Creates an SQLAlchemy engine based on the data source name and optional configurations.

def build(self, *args, **kwargs) -> Engine

Usage Example

from clickzetta_dbutils import DatabaseConnectionManager

# Chainable call example
engine = DatabaseConnectionManager("mysql_source_name")\
    .use_schema("test_schema")\
    .use_options({"charset": "utf8"})\
    .build()

# Lakehouse connection example
engine = DatabaseConnectionManager("LAKEHOUSE_source_name")\
    .use_vcluster("default")\
    .use_workspace("test-workspace")\
    .use_schema("public")\
    .build()

Code Examples

Example of Using PostgreSQL Data Source in Python Node

Example of retrieving all PostgreSQL tables for postgres_source_name:

from sqlalchemy import text
from clickzetta_dbutils import get_active_engine

# Using the default schema
engine = get_active_engine("postgres_source_name")
with engine.connect() as conn:
    results = conn.execute(text("SELECT * FROM pg_tables WHERE schemaname = 'public';"))
    for row in results:
        print(row)

# Specifying the database and schema via options
engine = get_active_engine("postgres_source_name", 
                          schema="pg_database", 
                          options={"search_path": "pg_schema"})

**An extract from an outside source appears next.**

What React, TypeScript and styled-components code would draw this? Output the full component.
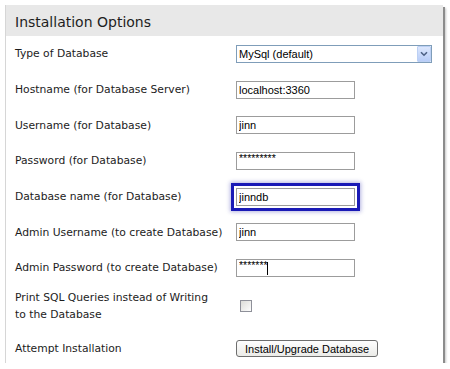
import React from "react";
import styled, { createGlobalStyle } from "styled-components";

const GlobalStyle = createGlobalStyle`
  html, body { margin: 0; padding: 0; background: #ffffff; }
  body { font-family: "DejaVu Sans", Verdana, sans-serif; }
`;

const Panel = styled.section`
  margin: 5px 0 0 5px;
  width: 438px;
  box-sizing: border-box;
  background: #ffffff;
  border-left: 1px solid #d6d6d6;
  box-shadow: 2px 2px 0 #8c8c8c, 3px 3px 2px rgba(0, 0, 0, 0.22);
`;

const Header = styled.h2`
  margin: 0;
  height: 31px;
  box-sizing: border-box;
  padding: 3px 9px 0;
  background: #e8e8e8;
  display: flex;
  align-items: center;
  font: 400 14px "DejaVu Sans", Verdana, sans-serif;
  color: #1e1e1e;
`;

const Row = styled.div<{ $h: number; $bottom?: boolean }>`
  display: grid;
  grid-template-columns: 221px 1fr;
  align-items: ${(p) => (p.$bottom ? "end" : "center")};
  height: ${(p) => p.$h}px;
  box-sizing: border-box;
  padding: 0 0 ${(p) => (p.$bottom ? 6 : 0)}px 9px;
`;

const Label = styled.label`
  font-size: 10.75px;
  line-height: 17px;
  color: #1c1c1c;
`;

const Control = styled.div`
  display: flex;
  align-items: center;
`;

const FieldWrap = styled.span`
  position: relative;
  display: inline-block;
  line-height: 0;
`;

const TextInput = styled.input<{ $focused?: boolean }>`
  width: 119px;
  height: 18px;
  box-sizing: border-box;
  margin: 0;
  padding: 0 2px;
  border: 1px solid #9c9c9c;
  background: #ffffff;
  font: 11px "Liberation Sans", Arial, sans-serif;
  color: #000000;
  outline: ${(p) => (p.$focused ? "3px solid #1a1ab6" : "none")};
  outline-offset: 2px;
  box-shadow: ${(p) =>
    p.$focused ? "0 0 0 5px #ffffff, 0 0 4px 6px rgba(40, 40, 170, 0.35)" : "none"};
`;

const PasswordInput = styled(TextInput)`
  font-size: 10.5px;
  padding-bottom: 5px;
`;

const Caret = styled.span<{ $left: number }>`
  position: absolute;
  left: ${(p) => p.$left}px;
  top: 3px;
  bottom: 2px;
  width: 1px;
  background: #000000;
`;

const SelectWrap = styled.span`
  position: relative;
  display: inline-block;
  line-height: 0;
`;

const Select = styled.select`
  appearance: none;
  -webkit-appearance: none;
  width: 196px;
  height: 18px;
  box-sizing: border-box;
  margin: 0;
  padding: 0 0 0 2px;
  border: 1px solid #7f9db9;
  border-radius: 0;
  background: #ffffff;
  font: 11px "Liberation Sans", Arial, sans-serif;
  color: #000000;
  outline: none;
`;

const SelectArrow = styled.span`
  position: absolute;
  top: 1px;
  right: 1px;
  width: 14px;
  height: 16px;
  box-sizing: border-box;
  border: 1px solid #bcd0f4;
  border-radius: 1px;
  background: linear-gradient(#dce7fd, #b8cdf8);
  display: flex;
  align-items: center;
  justify-content: center;
  pointer-events: none;
`;

const Checkbox = styled.input`
  appearance: none;
  -webkit-appearance: none;
  margin: 0 0 0 4px;
  width: 12px;
  height: 12px;
  box-sizing: border-box;
  border: 1px solid #8e9099;
  background: linear-gradient(135deg, #dcdcd8, #fdfdfd);
`;

const Button = styled.button`
  margin: 0;
  height: 17px;
  box-sizing: border-box;
  padding: 0 8px;
  border: 1px solid #6e6e6e;
  border-radius: 3px;
  background: linear-gradient(#fefefe, #ebebe8);
  font: 11px "Liberation Sans", Arial, sans-serif;
  color: #000000;
  line-height: 14px;
`;

const ROW = 35.7;

export default function App() {
  return (
    <>
      <GlobalStyle />
      <Panel>
        <Header>Installation Options</Header>
        <Row $h={ROW}>
          <Label>Type of Database</Label>
          <Control>
            <SelectWrap>
              <Select defaultValue="mysql">
                <option value="mysql">MySql (default)</option>
              </Select>
              <SelectArrow>
                <svg width="8" height="6" viewBox="0 0 8 6">
                  <path d="M1 1.2 L4 4.2 L7 1.2" fill="none" stroke="#4d6185" strokeWidth="1.6" />
                </svg>
              </SelectArrow>
            </SelectWrap>
          </Control>
        </Row>
        <Row $h={ROW}>
          <Label>Hostname (for Database Server)</Label>
          <Control>
            <TextInput readOnly value="localhost:3360" />
          </Control>
        </Row>
        <Row $h={ROW}>
          <Label>Username (for Database)</Label>
          <Control>
            <TextInput readOnly value="jinn" />
          </Control>
        </Row>
        <Row $h={ROW}>
          <Label>Password (for Database)</Label>
          <Control>
            <PasswordInput readOnly value="*********" />
          </Control>
        </Row>
        <Row $h={ROW}>
          <Label>Database name (for Database)</Label>
          <Control>
            <TextInput readOnly $focused value="jinndb" />
          </Control>
        </Row>
        <Row $h={ROW}>
          <Label>Admin Username (to create Database)</Label>
          <Control>
            <TextInput readOnly value="jinn" />
          </Control>
        </Row>
        <Row $h={ROW}>
          <Label>Admin Password (to create Database)</Label>
          <Control>
            <FieldWrap>
              <PasswordInput readOnly value="*******" />
              <Caret $left={31} />
            </FieldWrap>
          </Control>
        </Row>
        <Row $h={40.3}>
          <Label>
            Print SQL Queries instead of Writing
            <br />
            to the Database
          </Label>
          <Control>
            <Checkbox type="checkbox" />
          </Control>
        </Row>
        <Row $h={37} $bottom>
          <Label>Attempt Installation</Label>
          <Control>
            <Button type="button">Install/Upgrade Database</Button>
          </Control>
        </Row>
      </Panel>
    </>
  );
}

Example of Using MySQL Data Source in Python Node

from sqlalchemy import text
from clickzetta_dbutils import DatabaseConnectionManager

# View all available data source configurations
print(DatabaseConnectionManager.load_connection_configs())

# Create a connection and specify the schema
manager = DatabaseConnectionManager("mysql_source_name")
manager.use_schema("test_schema")
engine = manager.build()

with engine.connect() as conn:
    result = conn.execute(text("SELECT * FROM test_table LIMIT 1;"))

Example of Using Lakehouse Data Source in Python Node

from sqlalchemy import text
from clickzetta_dbutils import get_active_engine

# Method 1: Using `get_active_engine`
engine = get_active_engine("LAKEHOUSE_source_name", 
                          vcluster="default", 
                          workspace="test-workspace", 
                          schema="public")

# Method 2: Using `get_active_lakehouse_engine`
from clickzetta_dbutils import get_active_lakehouse_engine
engine = get_active_lakehouse_engine(vcluster="default", 
                                   workspace="test-workspace")
with engine.connect() as conn:
    results = conn.execute(text("SELECT 1"))
    for row in results:
        print(row)

Example of Using Data Sources in Shell Node

In Shell nodes, data sources can be used by creating a Python script file:

cat >> /tmp/db_utils_demo.py << EOF
from sqlalchemy import text
from clickzetta_dbutils import get_active_engine

engine = get_active_engine("postgres_source_name")
with engine.connect() as conn:
    results = conn.execute(text("SELECT * FROM test_table;"))
    for row in results:
        print(row)
EOF

python /tmp/db_utils_demo.py

Precautions

  1. Data source configurations support both Adhoc execution and scheduled execution scenarios.
  2. Using a non-existent data source name will result in an error. Please ensure that before using it, the corresponding data source is selected in the Studio under Development -> Python Task -> Data Source. For Postgres and MySQL data sources, they must be created and tested for connectivity under Management -> Data Source to ensure successful connection.
  3. When using Lakehouse data sources, the vcluster parameter must be configured. Lakehouse data sources directly use the built-in Lakehouse data source seen in Management -> Data Sources.
  4. Connection information for data sources is securely handled to prevent plaintext password leaks.
  5. Multiple data sources of different types can be used within the same node.